The sad events in Ukraine have forced the government and the property industry to pay even more attention to where client money comes from and who their client is. This has had serious implications for the whole industry, not just for those exposed to foreign property transactions.
Events in Ukraine forced the government to push through the Economic Crime (Transparency and Enforcement Bill), which will create a register upon which all foreign owners of UK properties must declare their true beneficial ownership and verify their identity with Companies House. More seriously, those who do not declare their beneficial owner will be subject to restrictions on the sale of property and may face up to five years in prison.
On top of this, in the government’s March 2022 response to their digital identity and attributes consultation, July 2021, Julia Lopez MP, Minister of State for Media, Data and Digital Infrastructure, details their “intent to legislate….to enable the development of a secure and trusted marketplace for digital identities and attributes across the UK economy”.
How is the legal sector responding?
The property industry has been working to improve identity verification standards as technology has improved and digital means of identity verification have proved to be more secure and safer than the “traditional” methods of matching a person’s face with their passport.

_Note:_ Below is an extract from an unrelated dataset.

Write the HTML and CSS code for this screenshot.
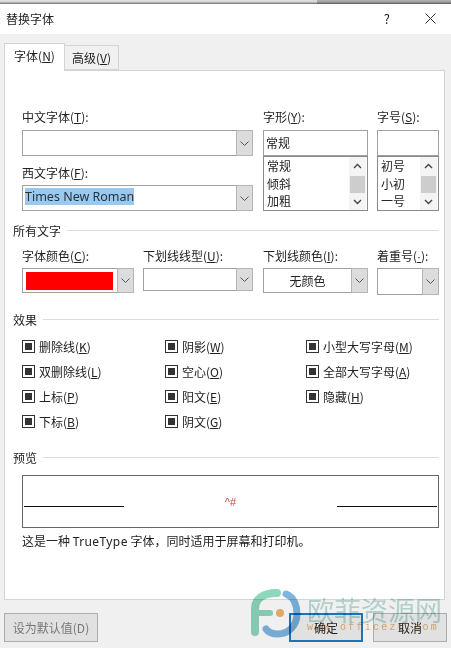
FILE: index.html
```html
<!DOCTYPE html>
<html lang="zh-CN">
<head>
    <meta charset="UTF-8">
    <meta name="viewport" content="width=device-width, initial-scale=1.0">
    <title>替换字体</title>
    <link rel="stylesheet" href="styles.css">
</head>
<body>
    <div class="topstrip">
        <span class="strip-light"></span>
        <span class="strip-dark"></span>
    </div>

    <div class="titlebar">
        <span class="title">替换字体</span>
        <span class="help">?</span>
        <svg class="close" width="11" height="11" viewBox="0 0 11 11"><path d="M0.5 0.5 L10.5 10.5 M10.5 0.5 L0.5 10.5" stroke="#333" stroke-width="1" fill="none"/></svg>
    </div>

    <div class="dialog">
        <div class="tabs">
            <div class="tab active">字体(<u>N</u>)</div>
            <div class="tab">高级(<u>V</u>)</div>
        </div>

        <div class="panel">
            <div class="font-row">
                <div class="col-name">
                    <label>中文字体(<u>T</u>):</label>
                    <div class="combo">
                        <div class="combo-text"></div>
                        <div class="combo-btn"><svg width="9" height="5" viewBox="0 0 9 5"><path d="M0.5 0.5 L4.5 4.5 L8.5 0.5" stroke="#555" fill="none"/></svg></div>
                    </div>
                    <label class="label-next">西文字体(<u>F</u>):</label>
                    <div class="combo">
                        <div class="combo-text"><span class="selected">Times New Roman</span></div>
                        <div class="combo-btn"><svg width="9" height="5" viewBox="0 0 9 5"><path d="M0.5 0.5 L4.5 4.5 L8.5 0.5" stroke="#555" fill="none"/></svg></div>
                    </div>
                </div>

                <div class="col-style">
                    <label>字形(<u>Y</u>):</label>
                    <div class="list-input">常规</div>
                    <div class="listbox">
                        <div class="list-items">
                            <div>常规</div>
                            <div>倾斜</div>
                            <div>加粗</div>
                        </div>
                        <div class="scroll">
                            <svg width="9" height="6" viewBox="0 0 9 6"><path d="M1 5 L4.5 1.5 L8 5" stroke="#444" stroke-width="1.4" fill="none"/></svg>
                            <div class="thumb"></div>
                            <svg width="9" height="6" viewBox="0 0 9 6"><path d="M1 1 L4.5 4.5 L8 1" stroke="#444" stroke-width="1.4" fill="none"/></svg>
                        </div>
                    </div>
                </div>

                <div class="col-size">
                    <label>字号(<u>S</u>):</label>
                    <div class="list-input"></div>
                    <div class="listbox">
                        <div class="list-items">
                            <div>初号</div>
                            <div>小初</div>
                            <div>一号</div>
                        </div>
                        <div class="scroll">
                            <svg width="9" height="6" viewBox="0 0 9 6"><path d="M1 5 L4.5 1.5 L8 5" stroke="#444" stroke-width="1.4" fill="none"/></svg>
                            <div class="thumb"></div>
                            <svg width="9" height="6" viewBox="0 0 9 6"><path d="M1 1 L4.5 4.5 L8 1" stroke="#444" stroke-width="1.4" fill="none"/></svg>
                        </div>
                    </div>
                </div>
            </div>

            <div class="group-head all-text"><span>所有文字</span><i></i></div>
            <div class="color-row">
                <div class="col-name-a">
                    <label>字体颜色(<u>C</u>):</label>
                    <div class="combo color-combo">
                        <div class="combo-text"><div class="swatch"></div></div>
                        <div class="combo-btn"><svg width="9" height="5" viewBox="0 0 9 5"><path d="M0.5 0.5 L4.5 4.5 L8.5 0.5" stroke="#555" fill="none"/></svg></div>
                    </div>
                </div>
                <div class="col-line">
                    <label>下划线线型(<u>U</u>):</label>
                    <div class="combo line-combo">
                        <div class="combo-text"></div>
                        <div class="combo-btn"><svg width="9" height="5" viewBox="0 0 9 5"><path d="M0.5 0.5 L4.5 4.5 L8.5 0.5" stroke="#555" fill="none"/></svg></div>
                    </div>
                </div>
                <div class="col-style">
                    <label>下划线颜色(<u>I</u>):</label>
                    <div class="combo under-combo">
                        <div class="combo-text centered">无颜色</div>
                        <div class="combo-btn"><svg width="9" height="5" viewBox="0 0 9 5"><path d="M0.5 0.5 L4.5 4.5 L8.5 0.5" stroke="#555" fill="none"/></svg></div>
                    </div>
                </div>
                <div class="col-size">
                    <label>着重号(<u class="dot">·</u>):</label>
                    <div class="combo mark-combo">
                        <div class="combo-text"></div>
                        <div class="combo-btn"><svg width="9" height="5" viewBox="0 0 9 5"><path d="M0.5 0.5 L4.5 4.5 L8.5 0.5" stroke="#555" fill="none"/></svg></div>
                    </div>
                </div>
            </div>

            <div class="group-head"><span>效果</span><i></i></div>
            <div class="checks">
                <div class="check"><b></b>删除线(<u>K</u>)</div>
                <div class="check"><b></b>阴影(<u>W</u>)</div>
                <div class="check"><b></b>小型大写字母(<u>M</u>)</div>
                <div class="check"><b></b>双删除线(<u>L</u>)</div>
                <div class="check"><b></b>空心(<u>O</u>)</div>
                <div class="check"><b></b>全部大写字母(<u>A</u>)</div>
                <div class="check"><b></b>上标(<u>P</u>)</div>
                <div class="check"><b></b>阳文(<u>E</u>)</div>
                <div class="check"><b></b>隐藏(<u>H</u>)</div>
                <div class="check"><b></b>下标(<u>B</u>)</div>
                <div class="check"><b></b>阴文(<u>G</u>)</div>
            </div>

            <div class="group-head preview-head"><span>预览</span><i></i></div>
            <div class="preview">
                <i class="rule"></i>
                <span class="sample">^#</span>
                <i class="rule"></i>
            </div>
            <p class="note">这是一种 <span class="latin">TrueType</span> 字体，同时适用于屏幕和打印机。</p>
        </div>

        <div class="footer">
            <button class="btn default-btn">设为默认值(D)</button>
            <button class="btn ok-btn">确定</button>
            <button class="btn cancel-btn">取消</button>
        </div>
    </div>

    <!-- watermark sits over the dialog -->
    <div class="watermark">
        <svg width="52" height="52" viewBox="0 0 52 52">
            <path d="M5 44 V21 C5 11 13 5 27 5" stroke="#8ed6bc" stroke-width="8" stroke-linecap="round" fill="none"/>
            <path d="M6 25 H20" stroke="#8ed6bc" stroke-width="6" stroke-linecap="round" fill="none"/>
            <path d="M36 6 C44 9 47 18 47 26 C47 38 38 46 28 46 C22 46 18 44 16 41" stroke="#7db5e0" stroke-width="7" stroke-linecap="round" fill="none"/>
            <circle cx="30" cy="25" r="4" fill="#f3b26e"/>
        </svg>
        <div class="wm-text">
            <span class="wm-cn">欧菲资源网</span>
            <span class="wm-en">www.officezu.com</span>
        </div>
    </div>
</body>
</html>
```

FILE: styles.css
```css
html, body {
    margin: 0;
    padding: 0;
}
body {
    width: 451px;
    height: 648px;
    overflow: hidden;
    position: relative;
    background: #f0f0f0;
    font-family: "Noto Sans CJK SC", "Liberation Sans", sans-serif;
    font-size: 12px;
    color: #222;
}
label {
    display: block;
    height: 16px;
    line-height: 16px;
    white-space: nowrap;
}

.topstrip {
    height: 4px;
    display: flex;
}
.strip-light {
    width: 317px;
    background: linear-gradient(#e4e4e4, #d0d0d0 50%, #666);
}
.strip-dark {
    flex: 1;
    background: linear-gradient(#b4b4b4, #a0a0a0 50%, #555);
}

.titlebar {
    height: 30px;
    background: #fff;
    display: flex;
    align-items: center;
    padding: 0 0 2px 6px;
    box-sizing: border-box;
}
.title {
    flex: 1;
}
.help {
    font-size: 13px;
    margin-right: 35px;
}
.close {
    margin-right: 15px;
}

.dialog {
    padding: 9px 0 0 4px;
}
.tabs {
    display: flex;
    height: 27px;
}
.tab {
    width: 54px;
    height: 25px;
    margin-top: 2px;
    line-height: 24px;
    text-align: center;
    border: 1px solid #d4d4d4;
    border-left: none;
    box-sizing: border-box;
}
.tab.active {
    width: 61px;
    height: 28px;
    margin-top: 0;
    background: #fff;
    border-left: 1px solid #d4d4d4;
    border-bottom: none;
    position: relative;
}

.panel {
    width: 441px;
    height: 530px;
    background: #fff;
    border: 1px solid #d4d4d4;
    box-sizing: border-box;
    padding: 38px 0 0 17px;
}

.font-row {
    display: flex;
}
.col-name {
    width: 241px;
}
.col-style {
    width: 114px;
}
.col-size {
    width: 62px;
}
.label-next {
    margin-top: 9px;
    height: 15px;
}

.combo {
    display: flex;
    height: 26px;
    width: 231px;
    border: 1px solid #a0a0a0;
    border-right: none;
    box-sizing: border-box;
    margin-top: 5px;
}
.combo-text {
    flex: 1;
    font-family: "Noto Sans", "Liberation Sans", sans-serif;
    padding: 2px;
    white-space: nowrap;
}
.combo-btn {
    width: 17px;
    margin: -1px 0;
    background: #dcdcdc;
    border: 1px solid #b5b5b5;
    box-sizing: border-box;
    display: flex;
    align-items: center;
    justify-content: center;
}
.selected {
    display: inline-block;
    background: #99c9ef;
    color: #234;
    font-size: 12.5px;
    line-height: 17px;
}

.list-input {
    width: 105px;
    height: 26px;
    margin-top: 5px;
    border: 1px solid #a0a0a0;
    box-sizing: border-box;
    line-height: 24px;
    padding-left: 2px;
}
.col-size .list-input,
.col-size .listbox {
    width: 62px;
}
.listbox {
    width: 105px;
    height: 55px;
    border: 1px solid #8a8a8a;
    box-sizing: border-box;
    display: flex;
}
.list-items {
    flex: 1;
    padding-left: 3px;
    line-height: 17.5px;
}
.scroll {
    width: 17px;
    margin-right: 1px;
    background: #f4f4f4;
    display: flex;
    flex-direction: column;
    align-items: center;
    justify-content: space-between;
    padding: 6px 0 5px;
    box-sizing: border-box;
}
.thumb {
    width: 15px;
    height: 17px;
    background: #cdcdcd;
}

.group-head {
    display: flex;
    align-items: center;
    gap: 6px;
    margin-left: -9px;
    width: 426px;
    height: 16px;
}
.group-head i {
    flex: 1;
    height: 1px;
    background: #dcdcdc;
}
.all-text {
    margin-top: 11px;
}

.color-row {
    display: flex;
    padding-top: 10px;
    height: 73px;
    box-sizing: border-box;
}
.col-name-a {
    width: 121px;
}
.col-line {
    width: 120px;
}
.color-row .combo {
    margin-top: 4px;
}
.color-combo {
    width: 112px;
    height: 25px;
}
.line-combo {
    width: 110px;
    height: 23px;
}
.under-combo {
    width: 105px;
    height: 25px;
}
.mark-combo {
    width: 62px;
    height: 27px;
}
.swatch {
    height: 18px;
    margin: 1px 2px 1px 1px;
    background: #ff0000;
}
.centered {
    text-align: center;
    font-family: "Noto Sans CJK SC", sans-serif;
    line-height: 19px;
}
.dot {
    font-family: "Liberation Sans", sans-serif;
}

.checks {
    display: grid;
    grid-template-columns: 143px 141px 1fr;
    grid-auto-rows: 25px;
    margin-top: 7px;
    height: 100px;
}
.check {
    display: flex;
    align-items: center;
    white-space: nowrap;
}
.check b {
    width: 11px;
    height: 11px;
    border: 1px solid #333;
    margin-right: 4px;
    position: relative;
    display: block;
    flex: none;
}
.check b::after {
    content: "";
    position: absolute;
    inset: 2px;
    background: #333;
}

.preview-head {
    margin-top: 15px;
}
.preview {
    width: 417px;
    height: 53px;
    margin-top: 10px;
    border: 1px solid #666;
    box-sizing: border-box;
    display: flex;
    align-items: center;
    padding: 0 1px;
}
.rule {
    width: 100px;
    height: 1px;
    background: #111;
    margin-top: 9px;
}
.sample {
    flex: 1;
    text-align: center;
    color: #d04040;
    font-size: 11px;
    font-family: "Liberation Sans", sans-serif;
}
.note {
    margin: 4px 0 0;
    line-height: 18px;
    white-space: nowrap;
}
.latin {
    font-family: "Noto Sans", sans-serif;
    letter-spacing: .4px;
}

.footer {
    display: flex;
    padding-top: 13px;
}
.btn {
    height: 29px;
    font-family: inherit;
    font-size: 12px;
    border: 1px solid #adadad;
    background: #e1e1e1;
    padding: 0;
    color: #222;
}
.default-btn {
    width: 94px;
    color: #777;
}
.ok-btn {
    width: 74px;
    margin-left: 191px;
    border: 2px solid #1b73b9;
}
.cancel-btn {
    width: 74px;
    margin-left: 10px;
}

.watermark {
    position: absolute;
    left: 250px;
    top: 588px;
    display: flex;
    gap: 5px;
    mix-blend-mode: multiply;
}
.wm-text {
    display: flex;
    flex-direction: column;
    padding-top: 7px;
}
.wm-cn {
    font-size: 27px;
    line-height: 30px;
    color: #bcdcd8;
    white-space: nowrap;
}
.wm-en {
    font-family: "Liberation Mono", monospace;
    font-size: 10px;
    line-height: 12px;
    margin-top: -3px;
    letter-spacing: 2.25px;
    color: #e9b67f;
    white-space: nowrap;
}
```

On Thursday, the LawtechUK Regulatory Response Unit published a joint statement in support of digital identity technology in the legal sector. The intention is to help better tackle the many misunderstandings faced around digital identity. LawTechUK are working with the rest of the industry to help encourage legal practitioners to adopt these improved and safer means of identity verification, making it safer for the industry and consumers.
The Department for Digital, Culture, Media and Sport (DCMS) introduced the Digital Identity & Attributes Trust Framework, as well as proposing new legislation. Beneath this is the development of industry-specific trust schemes such as MyIdentity, designed specifically for the home buying and selling sector. MyIdentity has been supported right across the sector from the likes of the CLC and Propertymark as well as getting into the FCA sandbox test environment.
One of the key outcomes of the DCMS Framework is the certification of identity service providers (IDSPs) and a trustmark. Furthermore, those IDSPs who are working to the MyIdentity scheme standards will now carry liability for their activities and have the ability to join Cifas, the UK’s main fraud prevention service.
Digital identity technology has vastly improved. Adopted and used in the right way, it will reduce the risks associated with property and identity fraud. The reduction in ID fraud risks will have potential cost savings on Professional Indemnity Insurance if firms use a digital identity scheme for transactions.
Industry needs to move forward together and embrace these standards, otherwise it will be left to the controls of external players. In the United States, Apple have been developing a digital identity scheme and Microsoft have been working on their own scheme for years, as have Google and Facebook.
Fragmentation and different standards bring greater risk to the industry.
Never has the industry been required to get behind a standards-based approach to identity verification than now, with government and industry support, certification of IDSPs and introducing greater safety into the sales process.
This will help better protect the industry as well as consumers.